A cannonball shot from a cannon has an initial velocity of 600 m/sec. The muzzle of the cannon is inclined at an angle of 30°. Ignoring air resistance, determine the path of the cannonball.


Verified Solution

We place the x – and y-axes so that the mouth of the cannon is at the origin (see Figure 6). The velocity vector \mathbf{v} can be resolved into its vertical and horizontal components:

\mathbf{v}=v_{x} \mathbf{i}+v_{y} \mathbf{j}

A unit vector in the direction of \mathbf{v} is

\mathbf{u}=\left(\cos 30^{\circ}\right) \mathbf{i}+\left(\sin 30^{\circ}\right) \mathbf{j}=\frac{\sqrt{3}}{2} \mathbf{i}+\frac{1}{2} \mathbf{j}

So initially,

\mathbf{v}=|\mathbf{v}| \mathbf{u}=600 \mathbf{u}=300 \sqrt{3} \mathbf{i}+300 \mathbf{j}

The scalar |\mathbf{v}| is called the speed of the cannonball. Thus initially, v_{x}=300 \sqrt{3} \mathrm{~m} / \mathrm{sec} (the initial speed in the horizontal direction) and v_{y}=300 \mathrm{~m} / \mathrm{sec} (the initial speed in the vertical direction). Now the vertical acceleration (due to gravity) is

a_{y}=-9.81 \mathrm{~m} / \mathrm{sec}^{2} \quad \text { and } \quad v_{y}=\int a_{y} d t=-9.81 t+C.

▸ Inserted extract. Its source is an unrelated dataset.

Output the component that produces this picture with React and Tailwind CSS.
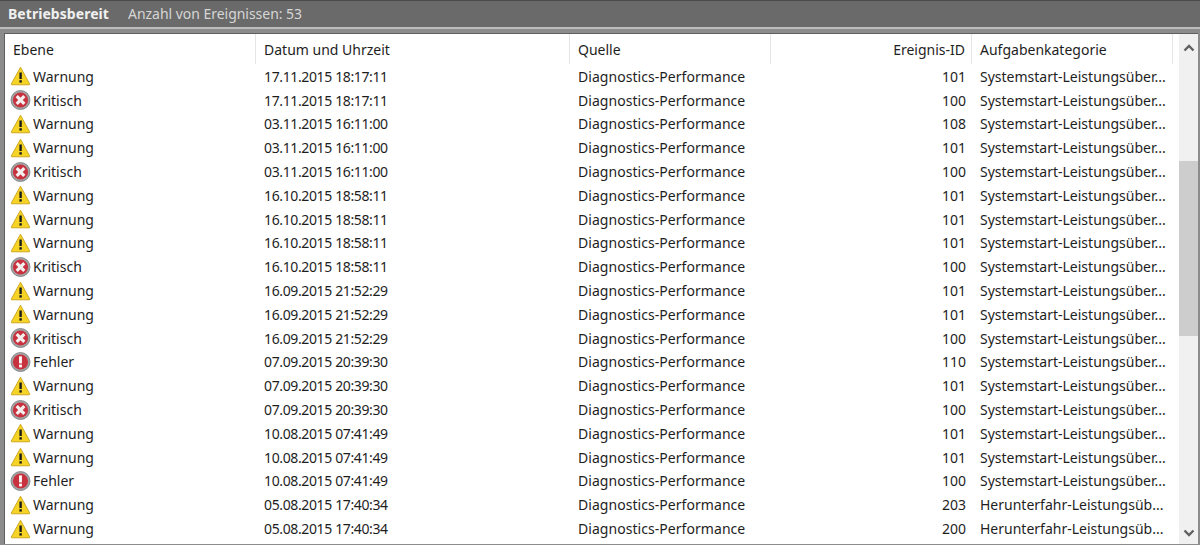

Since, initially, v_{y}(0)=300, we have C=300 and

v_{y}=-9.81 t+300


y(t)=\int v_{y} d t=-\frac{9.81 t^{2}}{2}+300 t+C_{1}.

and since y(0)=0 (we start at the origin), we find that

y(t)=-\frac{9.81 t^{2}}{2}+300 t

To calculate the x-component of the position vector, we note that, ignoring air resistance, the velocity in the horizontal direction is constant;{ }^{\dagger} that is,

v_{x}=300 \sqrt{3} \mathrm{~m} / \mathrm{sec}

Then x(t)=\int v_{x} d t=300 \sqrt{3} t+C_{2}, and since x(0)=0, we obtain

x=300 \sqrt{3} t

Thus the position vector describing the location of the cannonball is

\mathbf{s}(t)=x(t) \mathbf{i}+y(t) \mathbf{j}=300 \sqrt{3} t \mathbf{i}+\left(300 t-\frac{9.81 t^{2}}{2}\right) \mathbf{j}

To obtain the Cartesian equation of this curve, we start with

x=300 \sqrt{3} t

so that

t=\frac{x}{300 \sqrt{3}}


y=300\left(\frac{x}{300 \sqrt{3}}\right)-\frac{9.81}{2} \frac{x^{2}}{(300 \sqrt{3})^{2}}=\frac{x}{\sqrt{3}}-\frac{9.81}{540,000} x^{2}.

This parabola is sketched in Figure 7 .